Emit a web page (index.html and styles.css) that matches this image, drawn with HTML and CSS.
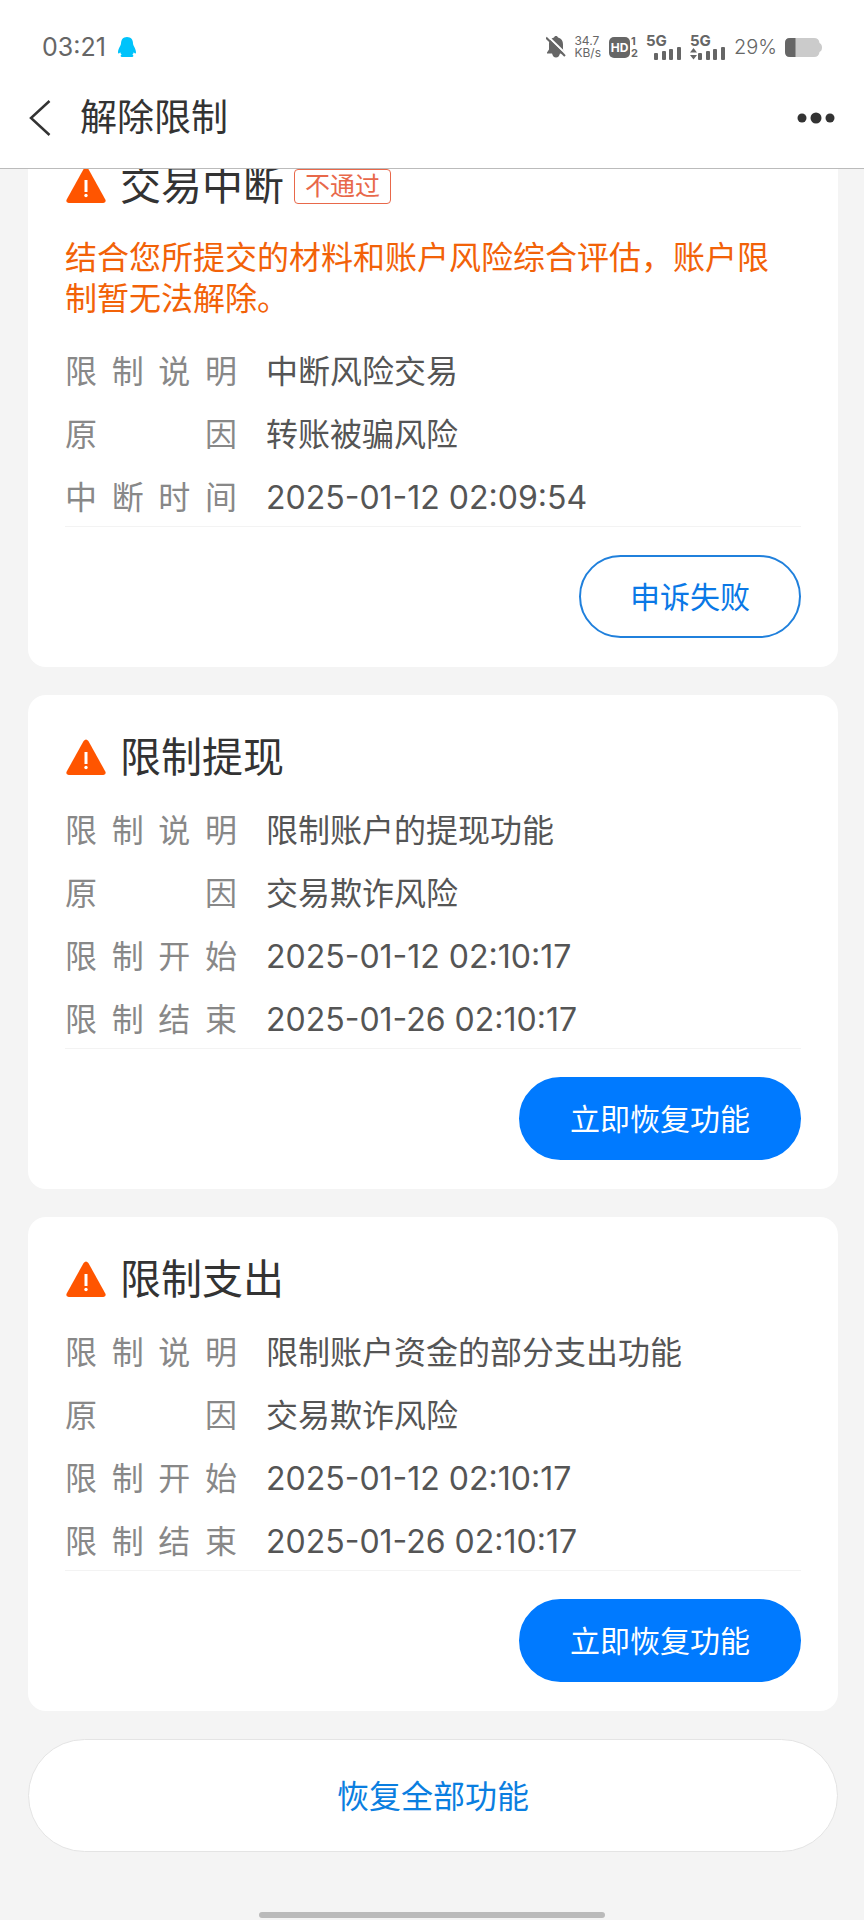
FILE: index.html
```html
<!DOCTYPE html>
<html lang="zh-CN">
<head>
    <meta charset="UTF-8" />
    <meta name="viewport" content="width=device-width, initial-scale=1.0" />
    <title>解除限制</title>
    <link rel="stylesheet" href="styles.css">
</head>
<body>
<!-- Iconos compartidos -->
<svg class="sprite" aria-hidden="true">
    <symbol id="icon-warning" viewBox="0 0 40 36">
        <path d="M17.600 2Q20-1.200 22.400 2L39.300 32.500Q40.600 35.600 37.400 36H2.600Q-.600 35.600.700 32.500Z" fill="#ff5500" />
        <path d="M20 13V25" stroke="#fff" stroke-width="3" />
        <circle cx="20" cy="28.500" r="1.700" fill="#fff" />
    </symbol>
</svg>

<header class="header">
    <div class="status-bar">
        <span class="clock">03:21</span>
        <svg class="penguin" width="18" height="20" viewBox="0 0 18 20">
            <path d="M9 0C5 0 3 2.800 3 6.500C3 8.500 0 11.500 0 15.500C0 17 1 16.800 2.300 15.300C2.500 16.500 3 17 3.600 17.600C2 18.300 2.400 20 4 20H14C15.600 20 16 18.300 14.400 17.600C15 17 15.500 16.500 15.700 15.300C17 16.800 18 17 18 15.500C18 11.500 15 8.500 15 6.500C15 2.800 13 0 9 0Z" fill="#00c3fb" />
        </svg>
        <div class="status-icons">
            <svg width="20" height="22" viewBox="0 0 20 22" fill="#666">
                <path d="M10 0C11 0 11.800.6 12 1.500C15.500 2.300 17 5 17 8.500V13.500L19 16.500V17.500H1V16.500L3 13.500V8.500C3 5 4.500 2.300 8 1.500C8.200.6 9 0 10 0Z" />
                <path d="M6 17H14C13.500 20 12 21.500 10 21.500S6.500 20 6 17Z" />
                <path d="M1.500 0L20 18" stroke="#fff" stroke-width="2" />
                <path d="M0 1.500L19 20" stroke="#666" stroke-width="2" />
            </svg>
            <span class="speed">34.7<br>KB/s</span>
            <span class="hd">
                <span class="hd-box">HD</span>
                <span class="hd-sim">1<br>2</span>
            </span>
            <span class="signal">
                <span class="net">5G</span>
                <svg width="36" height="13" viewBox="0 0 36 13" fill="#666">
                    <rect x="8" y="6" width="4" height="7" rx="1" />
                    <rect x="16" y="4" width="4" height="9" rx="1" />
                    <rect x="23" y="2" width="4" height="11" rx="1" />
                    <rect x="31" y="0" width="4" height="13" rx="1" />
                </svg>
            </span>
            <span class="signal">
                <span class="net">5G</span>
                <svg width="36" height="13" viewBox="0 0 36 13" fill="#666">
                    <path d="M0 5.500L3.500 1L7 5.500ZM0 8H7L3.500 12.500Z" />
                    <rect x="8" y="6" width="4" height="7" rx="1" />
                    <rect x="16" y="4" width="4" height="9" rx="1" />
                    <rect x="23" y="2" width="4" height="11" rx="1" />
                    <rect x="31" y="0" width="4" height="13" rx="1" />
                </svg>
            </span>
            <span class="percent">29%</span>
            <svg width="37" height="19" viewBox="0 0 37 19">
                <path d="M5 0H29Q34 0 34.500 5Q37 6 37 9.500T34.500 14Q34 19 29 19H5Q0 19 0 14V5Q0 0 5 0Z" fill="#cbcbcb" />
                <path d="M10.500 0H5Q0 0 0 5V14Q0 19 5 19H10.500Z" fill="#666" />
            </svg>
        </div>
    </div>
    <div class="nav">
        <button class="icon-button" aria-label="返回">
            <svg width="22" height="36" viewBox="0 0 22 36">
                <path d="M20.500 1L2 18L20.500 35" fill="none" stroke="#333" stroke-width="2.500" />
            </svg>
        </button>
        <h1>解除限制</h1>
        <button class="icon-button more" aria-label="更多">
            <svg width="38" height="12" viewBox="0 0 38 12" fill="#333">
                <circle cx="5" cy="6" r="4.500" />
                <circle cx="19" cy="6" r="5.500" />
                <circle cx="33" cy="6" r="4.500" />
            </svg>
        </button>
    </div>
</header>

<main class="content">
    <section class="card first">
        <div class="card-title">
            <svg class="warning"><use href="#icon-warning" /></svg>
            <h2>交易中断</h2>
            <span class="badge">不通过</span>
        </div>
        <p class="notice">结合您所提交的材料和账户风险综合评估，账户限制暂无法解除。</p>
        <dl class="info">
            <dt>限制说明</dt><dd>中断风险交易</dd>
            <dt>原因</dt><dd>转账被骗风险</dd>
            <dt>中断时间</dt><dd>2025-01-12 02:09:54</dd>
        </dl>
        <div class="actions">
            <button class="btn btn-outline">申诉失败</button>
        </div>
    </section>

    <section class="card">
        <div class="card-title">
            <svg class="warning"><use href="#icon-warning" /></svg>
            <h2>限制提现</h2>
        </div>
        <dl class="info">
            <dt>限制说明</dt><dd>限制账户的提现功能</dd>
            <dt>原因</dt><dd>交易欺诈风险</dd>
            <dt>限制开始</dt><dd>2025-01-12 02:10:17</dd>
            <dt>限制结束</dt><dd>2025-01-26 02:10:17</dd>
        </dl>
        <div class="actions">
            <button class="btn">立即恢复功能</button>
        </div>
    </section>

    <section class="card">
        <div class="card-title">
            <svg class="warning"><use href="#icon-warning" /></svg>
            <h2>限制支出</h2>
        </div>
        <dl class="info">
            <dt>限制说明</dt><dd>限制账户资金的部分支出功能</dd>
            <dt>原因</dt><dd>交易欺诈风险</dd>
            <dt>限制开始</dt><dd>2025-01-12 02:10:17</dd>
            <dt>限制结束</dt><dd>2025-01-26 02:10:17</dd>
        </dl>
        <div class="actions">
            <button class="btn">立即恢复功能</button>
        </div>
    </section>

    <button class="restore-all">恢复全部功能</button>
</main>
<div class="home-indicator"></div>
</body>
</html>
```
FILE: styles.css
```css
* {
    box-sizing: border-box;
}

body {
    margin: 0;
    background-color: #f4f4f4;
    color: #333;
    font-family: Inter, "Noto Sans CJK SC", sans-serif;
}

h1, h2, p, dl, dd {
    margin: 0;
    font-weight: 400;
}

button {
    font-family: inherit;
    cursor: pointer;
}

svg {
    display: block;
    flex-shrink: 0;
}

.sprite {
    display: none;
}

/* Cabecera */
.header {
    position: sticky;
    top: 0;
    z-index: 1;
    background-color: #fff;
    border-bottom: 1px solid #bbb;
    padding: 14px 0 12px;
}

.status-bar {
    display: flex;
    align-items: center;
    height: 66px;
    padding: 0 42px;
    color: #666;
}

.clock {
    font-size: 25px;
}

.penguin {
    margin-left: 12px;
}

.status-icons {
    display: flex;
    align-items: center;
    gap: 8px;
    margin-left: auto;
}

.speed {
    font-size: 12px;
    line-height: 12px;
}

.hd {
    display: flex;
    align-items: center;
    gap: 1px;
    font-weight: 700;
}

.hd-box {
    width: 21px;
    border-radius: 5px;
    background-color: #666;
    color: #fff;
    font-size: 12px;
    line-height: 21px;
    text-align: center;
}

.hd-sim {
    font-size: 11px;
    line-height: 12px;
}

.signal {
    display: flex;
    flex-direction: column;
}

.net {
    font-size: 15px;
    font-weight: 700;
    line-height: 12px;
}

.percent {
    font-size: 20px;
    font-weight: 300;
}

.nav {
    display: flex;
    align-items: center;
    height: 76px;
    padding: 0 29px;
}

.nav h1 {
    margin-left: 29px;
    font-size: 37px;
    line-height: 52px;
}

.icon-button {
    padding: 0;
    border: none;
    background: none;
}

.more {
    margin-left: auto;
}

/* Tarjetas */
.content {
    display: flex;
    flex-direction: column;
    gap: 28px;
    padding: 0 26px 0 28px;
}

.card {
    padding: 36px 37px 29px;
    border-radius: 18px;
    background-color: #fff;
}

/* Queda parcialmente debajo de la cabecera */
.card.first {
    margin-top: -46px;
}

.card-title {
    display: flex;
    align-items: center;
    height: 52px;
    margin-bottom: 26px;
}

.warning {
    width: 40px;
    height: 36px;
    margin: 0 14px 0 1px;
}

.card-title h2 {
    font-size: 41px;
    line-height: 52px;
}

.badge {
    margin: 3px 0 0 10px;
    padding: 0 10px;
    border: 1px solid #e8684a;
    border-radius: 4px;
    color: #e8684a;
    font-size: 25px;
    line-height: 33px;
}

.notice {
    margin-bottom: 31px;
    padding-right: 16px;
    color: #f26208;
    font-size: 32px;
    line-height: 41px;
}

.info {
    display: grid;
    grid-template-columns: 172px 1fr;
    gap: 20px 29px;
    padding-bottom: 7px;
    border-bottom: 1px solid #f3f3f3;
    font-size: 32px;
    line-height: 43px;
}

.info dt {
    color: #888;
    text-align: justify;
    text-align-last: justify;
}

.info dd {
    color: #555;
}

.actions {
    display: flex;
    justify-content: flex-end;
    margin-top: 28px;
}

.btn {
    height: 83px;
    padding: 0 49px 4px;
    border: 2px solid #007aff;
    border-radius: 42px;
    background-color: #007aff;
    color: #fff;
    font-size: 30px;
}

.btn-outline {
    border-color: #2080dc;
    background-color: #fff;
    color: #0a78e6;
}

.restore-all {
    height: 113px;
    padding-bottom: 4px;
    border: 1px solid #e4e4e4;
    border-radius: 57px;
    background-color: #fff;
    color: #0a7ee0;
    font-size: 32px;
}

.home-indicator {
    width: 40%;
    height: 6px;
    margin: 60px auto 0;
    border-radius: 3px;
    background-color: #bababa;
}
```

§ §

◆ **PROBLEM TO SOLVE**: Select, from the listing, all lines that include the word "styles".

◆ **OUTPUT BELOW**:
Emit a web page (index.html and styles.css) that matches this image, drawn with HTML and CSS.
    <link rel="stylesheet" href="styles.css">
FILE: styles.css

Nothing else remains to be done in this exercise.